§ Stated problem
Extract each line of the data below exactly as written.

§ Recorded data
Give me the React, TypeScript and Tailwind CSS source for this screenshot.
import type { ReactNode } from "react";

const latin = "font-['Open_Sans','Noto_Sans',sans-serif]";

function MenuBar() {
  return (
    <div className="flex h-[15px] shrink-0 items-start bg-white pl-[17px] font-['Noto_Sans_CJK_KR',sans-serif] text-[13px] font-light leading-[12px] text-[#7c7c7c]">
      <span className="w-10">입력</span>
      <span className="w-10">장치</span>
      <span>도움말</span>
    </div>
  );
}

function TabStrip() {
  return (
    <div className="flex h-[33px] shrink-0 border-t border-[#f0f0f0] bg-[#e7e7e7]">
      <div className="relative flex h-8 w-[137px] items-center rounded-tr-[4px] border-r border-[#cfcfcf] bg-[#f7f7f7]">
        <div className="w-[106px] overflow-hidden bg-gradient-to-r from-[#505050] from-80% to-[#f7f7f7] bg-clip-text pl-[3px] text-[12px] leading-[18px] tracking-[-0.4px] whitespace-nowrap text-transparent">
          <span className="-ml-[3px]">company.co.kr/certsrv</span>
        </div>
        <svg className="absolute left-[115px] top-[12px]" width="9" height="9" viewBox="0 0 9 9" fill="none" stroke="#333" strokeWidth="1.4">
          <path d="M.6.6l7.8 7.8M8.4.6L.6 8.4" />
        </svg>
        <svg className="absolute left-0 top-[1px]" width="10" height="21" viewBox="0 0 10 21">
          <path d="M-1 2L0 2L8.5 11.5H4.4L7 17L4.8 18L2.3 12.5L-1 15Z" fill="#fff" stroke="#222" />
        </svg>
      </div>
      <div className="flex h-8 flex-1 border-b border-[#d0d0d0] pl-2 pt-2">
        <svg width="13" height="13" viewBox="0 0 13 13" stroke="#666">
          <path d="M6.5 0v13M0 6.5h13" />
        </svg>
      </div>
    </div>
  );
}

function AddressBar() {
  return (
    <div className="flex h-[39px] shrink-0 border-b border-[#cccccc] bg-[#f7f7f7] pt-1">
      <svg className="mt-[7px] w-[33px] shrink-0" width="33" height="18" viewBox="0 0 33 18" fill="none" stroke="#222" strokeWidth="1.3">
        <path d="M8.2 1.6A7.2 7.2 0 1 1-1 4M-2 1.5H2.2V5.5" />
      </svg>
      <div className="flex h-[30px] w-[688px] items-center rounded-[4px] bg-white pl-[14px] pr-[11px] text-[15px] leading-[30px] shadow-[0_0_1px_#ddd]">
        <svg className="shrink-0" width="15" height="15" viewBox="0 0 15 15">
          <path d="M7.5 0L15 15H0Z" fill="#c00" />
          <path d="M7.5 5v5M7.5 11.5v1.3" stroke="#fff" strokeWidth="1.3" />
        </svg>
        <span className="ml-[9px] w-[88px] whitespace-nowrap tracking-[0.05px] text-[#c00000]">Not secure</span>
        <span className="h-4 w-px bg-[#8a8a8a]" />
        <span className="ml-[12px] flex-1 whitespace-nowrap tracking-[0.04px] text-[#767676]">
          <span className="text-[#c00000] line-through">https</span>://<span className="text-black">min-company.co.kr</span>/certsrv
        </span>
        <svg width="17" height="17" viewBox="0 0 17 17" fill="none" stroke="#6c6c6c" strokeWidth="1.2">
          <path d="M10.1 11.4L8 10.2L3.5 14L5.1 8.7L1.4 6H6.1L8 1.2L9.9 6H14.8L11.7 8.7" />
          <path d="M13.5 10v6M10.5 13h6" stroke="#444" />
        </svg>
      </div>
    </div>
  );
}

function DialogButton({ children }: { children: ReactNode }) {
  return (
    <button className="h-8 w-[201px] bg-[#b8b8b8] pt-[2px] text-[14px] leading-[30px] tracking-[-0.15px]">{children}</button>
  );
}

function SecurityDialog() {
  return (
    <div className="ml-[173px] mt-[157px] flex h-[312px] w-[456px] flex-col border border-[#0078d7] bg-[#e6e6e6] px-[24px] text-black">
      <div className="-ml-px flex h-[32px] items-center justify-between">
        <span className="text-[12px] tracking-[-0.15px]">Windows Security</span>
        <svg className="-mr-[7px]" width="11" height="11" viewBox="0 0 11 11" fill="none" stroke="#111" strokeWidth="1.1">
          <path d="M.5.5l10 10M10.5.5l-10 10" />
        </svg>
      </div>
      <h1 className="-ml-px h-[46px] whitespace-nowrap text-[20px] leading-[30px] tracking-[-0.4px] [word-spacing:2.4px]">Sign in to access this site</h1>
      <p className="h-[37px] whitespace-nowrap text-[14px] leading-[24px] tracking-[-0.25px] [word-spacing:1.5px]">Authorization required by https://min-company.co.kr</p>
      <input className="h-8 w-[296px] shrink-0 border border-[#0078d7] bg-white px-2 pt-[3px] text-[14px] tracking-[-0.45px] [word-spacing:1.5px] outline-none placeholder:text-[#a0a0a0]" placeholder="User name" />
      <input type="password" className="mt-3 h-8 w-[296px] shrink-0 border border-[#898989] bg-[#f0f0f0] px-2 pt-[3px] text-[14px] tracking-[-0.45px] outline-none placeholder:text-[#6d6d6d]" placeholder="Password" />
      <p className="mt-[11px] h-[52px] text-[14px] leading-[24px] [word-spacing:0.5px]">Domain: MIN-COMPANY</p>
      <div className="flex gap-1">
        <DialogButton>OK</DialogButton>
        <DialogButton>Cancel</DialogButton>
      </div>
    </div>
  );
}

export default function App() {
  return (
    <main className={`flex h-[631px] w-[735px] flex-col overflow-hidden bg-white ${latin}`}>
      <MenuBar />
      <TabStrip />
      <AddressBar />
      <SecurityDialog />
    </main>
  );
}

§ Reply
Give me the React, TypeScript and Tailwind CSS source for this screenshot.
import type { ReactNode } from "react";

const latin = "font-['Open_Sans','Noto_Sans',sans-serif]";

function MenuBar() {
  return (
    <div className="flex h-[15px] shrink-0 items-start bg-white pl-[17px] font-['Noto_Sans_CJK_KR',sans-serif] text-[13px] font-light leading-[12px] text-[#7c7c7c]">
      <span className="w-10">입력</span>
      <span className="w-10">장치</span>
      <span>도움말</span>
    </div>
  );
}

function TabStrip() {
  return (
    <div className="flex h-[33px] shrink-0 border-t border-[#f0f0f0] bg-[#e7e7e7]">
      <div className="relative flex h-8 w-[137px] items-center rounded-tr-[4px] border-r border-[#cfcfcf] bg-[#f7f7f7]">
        <div className="w-[106px] overflow-hidden bg-gradient-to-r from-[#505050] from-80% to-[#f7f7f7] bg-clip-text pl-[3px] text-[12px] leading-[18px] tracking-[-0.4px] whitespace-nowrap text-transparent">
          <span className="-ml-[3px]">company.co.kr/certsrv</span>
        </div>
        <svg className="absolute left-[115px] top-[12px]" width="9" height="9" viewBox="0 0 9 9" fill="none" stroke="#333" strokeWidth="1.4">
          <path d="M.6.6l7.8 7.8M8.4.6L.6 8.4" />
        </svg>
        <svg className="absolute left-0 top-[1px]" width="10" height="21" viewBox="0 0 10 21">
          <path d="M-1 2L0 2L8.5 11.5H4.4L7 17L4.8 18L2.3 12.5L-1 15Z" fill="#fff" stroke="#222" />
        </svg>
      </div>
      <div className="flex h-8 flex-1 border-b border-[#d0d0d0] pl-2 pt-2">
        <svg width="13" height="13" viewBox="0 0 13 13" stroke="#666">
          <path d="M6.5 0v13M0 6.5h13" />
        </svg>
      </div>
    </div>
  );
}

function AddressBar() {
  return (
    <div className="flex h-[39px] shrink-0 border-b border-[#cccccc] bg-[#f7f7f7] pt-1">
      <svg className="mt-[7px] w-[33px] shrink-0" width="33" height="18" viewBox="0 0 33 18" fill="none" stroke="#222" strokeWidth="1.3">
        <path d="M8.2 1.6A7.2 7.2 0 1 1-1 4M-2 1.5H2.2V5.5" />
      </svg>
      <div className="flex h-[30px] w-[688px] items-center rounded-[4px] bg-white pl-[14px] pr-[11px] text-[15px] leading-[30px] shadow-[0_0_1px_#ddd]">
        <svg className="shrink-0" width="15" height="15" viewBox="0 0 15 15">
          <path d="M7.5 0L15 15H0Z" fill="#c00" />
          <path d="M7.5 5v5M7.5 11.5v1.3" stroke="#fff" strokeWidth="1.3" />
        </svg>
        <span className="ml-[9px] w-[88px] whitespace-nowrap tracking-[0.05px] text-[#c00000]">Not secure</span>
        <span className="h-4 w-px bg-[#8a8a8a]" />
        <span className="ml-[12px] flex-1 whitespace-nowrap tracking-[0.04px] text-[#767676]">
          <span className="text-[#c00000] line-through">https</span>://<span className="text-black">min-company.co.kr</span>/certsrv
        </span>
        <svg width="17" height="17" viewBox="0 0 17 17" fill="none" stroke="#6c6c6c" strokeWidth="1.2">
          <path d="M10.1 11.4L8 10.2L3.5 14L5.1 8.7L1.4 6H6.1L8 1.2L9.9 6H14.8L11.7 8.7" />
          <path d="M13.5 10v6M10.5 13h6" stroke="#444" />
        </svg>
      </div>
    </div>
  );
}

function DialogButton({ children }: { children: ReactNode }) {
  return (
    <button className="h-8 w-[201px] bg-[#b8b8b8] pt-[2px] text-[14px] leading-[30px] tracking-[-0.15px]">{children}</button>
  );
}

function SecurityDialog() {
  return (
    <div className="ml-[173px] mt-[157px] flex h-[312px] w-[456px] flex-col border border-[#0078d7] bg-[#e6e6e6] px-[24px] text-black">
      <div className="-ml-px flex h-[32px] items-center justify-between">
        <span className="text-[12px] tracking-[-0.15px]">Windows Security</span>
        <svg className="-mr-[7px]" width="11" height="11" viewBox="0 0 11 11" fill="none" stroke="#111" strokeWidth="1.1">
          <path d="M.5.5l10 10M10.5.5l-10 10" />
        </svg>
      </div>
      <h1 className="-ml-px h-[46px] whitespace-nowrap text-[20px] leading-[30px] tracking-[-0.4px] [word-spacing:2.4px]">Sign in to access this site</h1>
      <p className="h-[37px] whitespace-nowrap text-[14px] leading-[24px] tracking-[-0.25px] [word-spacing:1.5px]">Authorization required by https://min-company.co.kr</p>
      <input className="h-8 w-[296px] shrink-0 border border-[#0078d7] bg-white px-2 pt-[3px] text-[14px] tracking-[-0.45px] [word-spacing:1.5px] outline-none placeholder:text-[#a0a0a0]" placeholder="User name" />
      <input type="password" className="mt-3 h-8 w-[296px] shrink-0 border border-[#898989] bg-[#f0f0f0] px-2 pt-[3px] text-[14px] tracking-[-0.45px] outline-none placeholder:text-[#6d6d6d]" placeholder="Password" />
      <p className="mt-[11px] h-[52px] text-[14px] leading-[24px] [word-spacing:0.5px]">Domain: MIN-COMPANY</p>
      <div className="flex gap-1">
        <DialogButton>OK</DialogButton>
        <DialogButton>Cancel</DialogButton>
      </div>
    </div>
  );
}

export default function App() {
  return (
    <main className={`flex h-[631px] w-[735px] flex-col overflow-hidden bg-white ${latin}`}>
      <MenuBar />
      <TabStrip />
      <AddressBar />
      <SecurityDialog />
    </main>
  );
}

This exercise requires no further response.